Following feedback from industry that the FCA’s approach left considerable uncertainty about UK firms’ obligations which were neither subject to standstill nor within the seven areas, on 1 October 2020 the FCA published an updated statement of its expectations for UK firms, setting out 13 areas in which the FCA considers it would be inconsistent with its statutory powers to use its transitional power and in respect of which it expects UK firms to be preparing to comply from the end of the Implementation Period (colloquially referred to as "must do" obligations). The statement provides that the FCA expects firms to undertake “reasonable steps to prepare to meet the new obligations by 31 December 2020.” The FCA went on to say that it would “not take a strict liability approach and [did] not intend to take enforcement action against UK Firms and other regulated entities for not meeting all requirements straight away, where there is evidence they have taken reasonable steps to prepare to meet the new obligations by 31 December 2020.”
Critically, the FCA has indicated that it will not require UK firms to implement other onshored substantive legal obligations for which it is responsible by year end; UK firms will have until March 2022 to implement these, except where non-compliance is found to give rise to “serious and foreseeable harm”. This effectively means that UK firms can defer the implementation of other legislative and regulatory changes that come into force on 1 January. This is referred to as "general relief".
However, even at this late stage, the FCA does not intend general relief to apply to those obligations that are subject to ongoing discussions over equivalence. HMT and FCA have provided equivalence or relief for the purposes of many of the areas of onshored law – but questions remain over the derivatives trading obligation (DTO) under the onshored Markets in Financial Instruments Regulation, in particular.
Where Does This Leave Firms?
The complexity of interpreting the onshoring process means that firms will need to prepare themselves adequately for the changes not just on the horizon, but in the immediate future. This will include needing to identify the relevant statutory instruments or exit instruments that act to onshore the legislation, understand the substantive and cumulative changes the relevant instrument makes, identify and assess how the transitional provisions affect timing and whether the relevant legislation contemplates equivalence decisions, and, where it does, track and assess whether HMT has made equivalence decisions.
Additionally, firms will need to track regulators’ standstill powers where regulators have joint standstill powers, and, where a standstill power applies prima facie, assess whether the exemptions to the standstill direction apply.

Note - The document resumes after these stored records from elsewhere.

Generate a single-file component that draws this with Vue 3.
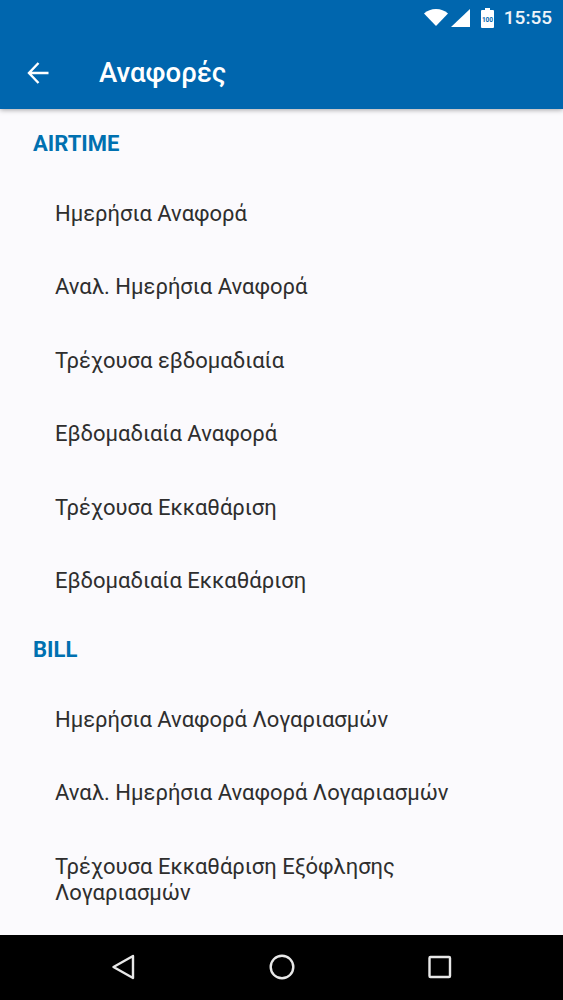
<script setup>
/**
 * App.vue
 * Reports list screen with app bar and system bars.
 */
const sections = [
  {
    title: 'AIRTIME',
    items: [
      'Ημερήσια Αναφορά',
      'Αναλ. Ημερήσια Αναφορά',
      'Τρέχουσα εβδομαδιαία',
      'Εβδομαδιαία Αναφορά',
      'Τρέχουσα Εκκαθάριση',
      'Εβδομαδιαία Εκκαθάριση'
    ]
  },
  {
    title: 'BILL',
    items: [
      'Ημερήσια Αναφορά Λογαριασμών',
      'Αναλ. Ημερήσια Αναφορά Λογαριασμών',
      'Τρέχουσα Εκκαθάριση Εξόφλησης Λογαριασμών'
    ]
  }
]
</script>

<template>
  <div class="screen">
    <header class="app-bar">
      <!-- Status bar -->
      <div class="status-bar">
        <svg class="wifi" width="24" height="17" viewBox="0 0 24 17">
          <path d="M0 4.500C3.200 1.600 7.400 0 12 0S20.800 1.600 24 4.500L12 17Z" fill="#fff" />
        </svg>
        <svg class="signal" width="19" height="18" viewBox="0 0 19 18">
          <path d="M19 0V18H0Z" fill="#fff" />
        </svg>
        <svg class="battery" width="13" height="20" viewBox="0 0 13 20">
          <path d="M4 0H9V2H12A1 1 0 0 1 13 3V19A1 1 0 0 1 12 20H1A1 1 0 0 1 0 19V3A1 1 0 0 1 1 2H4Z" fill="#fff" />
          <text x="6.500" y="14" text-anchor="middle" class="battery-text">100</text>
        </svg>
        <span class="clock">15:55</span>
      </div>
      <!-- Toolbar -->
      <div class="toolbar">
        <svg class="back" width="24" height="24" viewBox="0 0 24 24">
          <path d="M22.500 12H3M12.500 2L3 12L12.500 22" fill="none" stroke="#fff" stroke-width="2.400" />
        </svg>
        <h1 class="title">Αναφορές</h1>
      </div>
    </header>

    <main class="content">
      <section v-for="section in sections" :key="section.title" class="section">
        <h2 class="section-title">{{ section.title }}</h2>
        <div v-for="item in section.items" :key="item" class="item">{{ item }}</div>
      </section>
    </main>

    <!-- Navigation bar -->
    <nav class="nav-bar">
      <svg width="24" height="26" viewBox="0 0 24 26">
        <path d="M21 2L1.500 13L21 24Z" fill="none" stroke="#e8e8e8" stroke-width="2.400" stroke-linejoin="round" />
      </svg>
      <svg width="26" height="26" viewBox="0 0 26 26">
        <circle cx="13" cy="13" r="11.300" fill="none" stroke="#e8e8e8" stroke-width="2.400" />
      </svg>
      <svg width="24" height="24" viewBox="0 0 24 24">
        <rect x="1.500" y="2" width="20.500" height="20" rx="1" fill="none" stroke="#e8e8e8" stroke-width="2.400" />
      </svg>
    </nav>
  </div>
</template>

<style>
html, body { margin: 0; padding: 0; }
</style>

<style scoped>
.screen { width: 563px; height: 1000px; display: flex; flex-direction: column; background: #fbfafd; font-family: Roboto, sans-serif; overflow: hidden; }
.app-bar { height: 109px; flex: none; background: #0066ae; box-shadow: 0 1px 5px rgba(0, 0, 0, 0.35); position: relative; z-index: 1; }
.status-bar { height: 36px; display: flex; align-items: center; justify-content: flex-end; padding: 0 11px 1px 0; box-sizing: border-box; color: #fff; }
.wifi { margin-right: 3px; }
.signal { margin-right: 11px; }
.battery { margin-right: 10px; }
.battery-text { font-size: 6.500px; font-weight: 700; fill: #0066ae; font-family: Roboto, sans-serif; }
.clock { font-size: 19px; font-weight: 500; color: #eef4f9; }
.toolbar { height: 73px; display: flex; align-items: center; padding-left: 26px; }
.back { margin-right: 49px; }
.title { margin: 0; font-size: 27.500px; font-weight: 500; color: #fff; }
.content { flex: 1; min-height: 0; overflow: hidden; padding-top: 2px; }
.section-title { margin: 0; height: 65px; padding-left: 33px; display: flex; align-items: center; font-size: 22px; font-weight: 700; color: #0070b0; box-sizing: border-box; }
.item { min-height: 73.500px; padding: 24.500px 60px 22.500px 55px; box-sizing: border-box; display: flex; align-items: center; font-size: 22px; line-height: 26px; color: #2e2e2e; }
.nav-bar { height: 65px; flex: none; background: #000; display: flex; align-items: center; justify-content: space-between; padding: 0 111px 2px 112px; box-sizing: border-box; }
</style>
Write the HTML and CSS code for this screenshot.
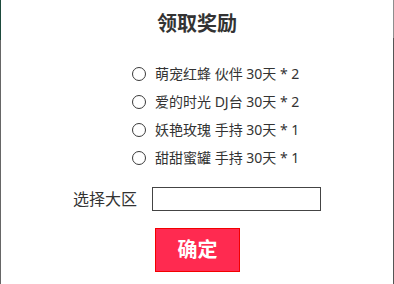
FILE: index.html
```html
<!DOCTYPE html>
<html lang="zh-CN">
<head>
<meta charset="utf-8">
<title>领取奖励</title>
<link rel="stylesheet" href="styles.css">
</head>
<body>
<div class="dialog">
  <h2 class="title">领取奖励</h2>
  <ul class="options">
    <li class="option"><span class="radio"></span><span class="label">萌宠红蜂 伙伴 30天 * 2</span></li>
    <li class="option"><span class="radio"></span><span class="label">爱的时光 DJ台 30天 * 2</span></li>
    <li class="option"><span class="radio"></span><span class="label">妖艳玫瑰 手持 30天 * 1</span></li>
    <li class="option"><span class="radio"></span><span class="label">甜甜蜜罐 手持 30天 * 1</span></li>
  </ul>
  <div class="field">
    <span class="field-label">选择大区</span>
    <input class="field-input" type="text">
  </div>
  <div class="actions">
    <button class="confirm" type="button">确定</button>
  </div>
</div>
</body>
</html>
```
FILE: styles.css
```css
html, body {
  margin: 0;
  padding: 0;
  background: #fff;
}
body {
  font-family: "Noto Sans", "Noto Sans CJK SC", sans-serif;
  color: #333;
}
.dialog {
  box-sizing: border-box;
  height: 284px;
  width: 394px;
  background:
    linear-gradient(to bottom, #1d4a3c 0, #1d4a3c 40px, #666 40px) left top / 1px 100% no-repeat,
    linear-gradient(to bottom, #8e8e8e 0, #8e8e8e 38px, #555 38px) right top / 1px 100% no-repeat,
    #fff;
  padding: 14px 1px 0;
  display: flex;
  flex-direction: column;
}
.title {
  margin: 0;
  font-size: 20px;
  line-height: 20px;
  font-weight: bold;
  text-align: center;
  color: #333;
}
.options {
  list-style: none;
  margin: 26px 0 0;
  padding: 0 0 0 131px;
  display: flex;
  flex-direction: column;
}
.option {
  height: 28px;
  display: flex;
  align-items: center;
  gap: 9px;
  font-size: 14px;
  line-height: 28px;
}
.radio {
  box-sizing: border-box;
  width: 14px;
  height: 14px;
  border: 1.5px solid #3a3a3a;
  border-radius: 50%;
  flex: none;
}
.field {
  margin-top: 15px;
  display: flex;
  align-items: center;
  justify-content: center;
  gap: 15px;
}
.field-label {
  font-size: 16px;
  line-height: 24px;
}
.field-input {
  box-sizing: border-box;
  width: 169px;
  height: 24px;
  margin: 0;
  border: 1px solid #444;
  border-radius: 0;
  padding: 0 4px;
  background: #fff;
  outline: none;
}
.actions {
  margin-top: 17px;
  display: flex;
  justify-content: center;
}
.confirm {
  box-sizing: border-box;
  width: 85px;
  height: 44px;
  margin: 0 0 0 1px;
  padding: 0;
  border: 1px solid #f30000;
  border-radius: 0;
  background: #ff2a50;
  color: #fff;
  font-family: "Noto Sans", "Noto Sans CJK SC", sans-serif;
  font-size: 20px;
  font-weight: bold;
  line-height: 42px;
}
```
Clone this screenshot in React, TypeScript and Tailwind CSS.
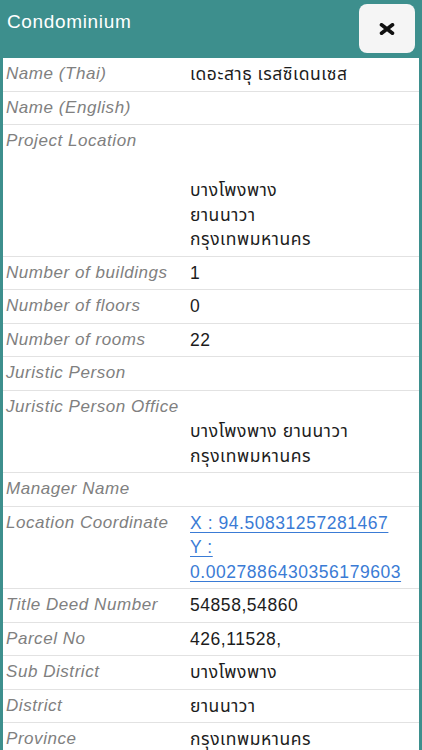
import React from "react";

type Row = {
  label: string;
  lines: string[];
  link?: boolean;
};

const rows: Row[] = [
  { label: "Name (Thai)", lines: ["เดอะสาธุ เรสซิเดนเซส"] },
  { label: "Name (English)", lines: [""] },
  {
    label: "Project Location",
    lines: ["", "", "บางโพงพาง", "ยานนาวา", "กรุงเทพมหานคร"],
  },
  { label: "Number of buildings", lines: ["1"] },
  { label: "Number of floors", lines: ["0"] },
  { label: "Number of rooms", lines: ["22"] },
  { label: "Juristic Person", lines: [""] },
  {
    label: "Juristic Person Office",
    lines: ["", "บางโพงพาง ยานนาวา", "กรุงเทพมหานคร"],
  },
  { label: "Manager Name", lines: [""] },
  {
    label: "Location Coordinate",
    lines: ["X : 94.50831257281467", "Y :", "0.0027886430356179603"],
    link: true,
  },
  { label: "Title Deed Number", lines: ["54858,54860"] },
  { label: "Parcel No", lines: ["426,11528,"] },
  { label: "Sub District", lines: ["บางโพงพาง"] },
  { label: "District", lines: ["ยานนาวา"] },
  { label: "Province", lines: ["กรุงเทพมหานคร"] },
];

function CloseIcon() {
  return (
    <svg width="16" height="12" viewBox="0 0 16 12">
      <path
        d="M2.5 1.8 L13.5 10.2 M13.5 1.8 L2.5 10.2"
        stroke="#111"
        strokeWidth="3.6"
        strokeLinecap="round"
      />
    </svg>
  );
}

export default function App() {
  return (
    <div
      className="h-[750px] w-[422px] overflow-hidden bg-[#3d8f8d]"
      style={{ fontFamily: '"Liberation Sans", "Noto Sans Thai", "Noto Sans", sans-serif' }}
    >
      <div className="flex h-[58px] items-start justify-between">
        <h1 className="pl-[7px] pt-[9px] text-[19px] leading-[26px] tracking-[0.65px] text-white">
          Condominium
        </h1>
        <button className="mr-[7px] mt-[4px] flex h-[49px] w-[56px] items-center justify-center rounded-[8px] bg-[#f5f5f5]">
          <CloseIcon />
        </button>
      </div>
      <div className="mx-[3px] bg-white">
        {rows.map((row) => (
          <div
            key={row.label}
            className="flex border-b border-[#e2e2e2] py-[4px] leading-[24.5px]"
          >
            <div className="w-[187px] shrink-0 pl-[3px] text-[17px] italic tracking-[0.55px] text-[#808080]">
              {row.label}
            </div>
            <div className="min-w-0 flex-1 pr-[2px] text-[17.5px] tracking-[0.55px] text-[#1c1c1c]">
              {row.lines.map((line, i) =>
                row.link ? (
                  <div key={i} className="whitespace-pre">
                    <span className="text-[#3a7bd5] underline underline-offset-[3px]">
                      {line}
                    </span>
                  </div>
                ) : (
                  <div key={i} className="whitespace-pre">
                    {line === "" ? "\u00a0" : line}
                  </div>
                ),
              )}
            </div>
          </div>
        ))}
      </div>
    </div>
  );
}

The regulation of financial services covers a broad spectrum of legislation, and even firms with a seemingly narrow focus will need to be alert to changes across multiple subsectors.
UK regulated firms are largely resigned to, and prepared for, the loss of their single market rights, but operationalising new EU operations will still continue to give rise to short-term and medium-term challenges for many. The onshoring of EU legislation will run to a similar time horizon: firms face some short-term challenges immediately following the IP Completion Date as thousands of pages of EU financial services legislation change simultaneously, subject in large part to transitional relief. The real work will just have begun, however: the lapse of transitional relief in 2022 and wholesale changes to the onshored regulatory regime that are likely to be made in order to revitalise the UK sector will be more challenging.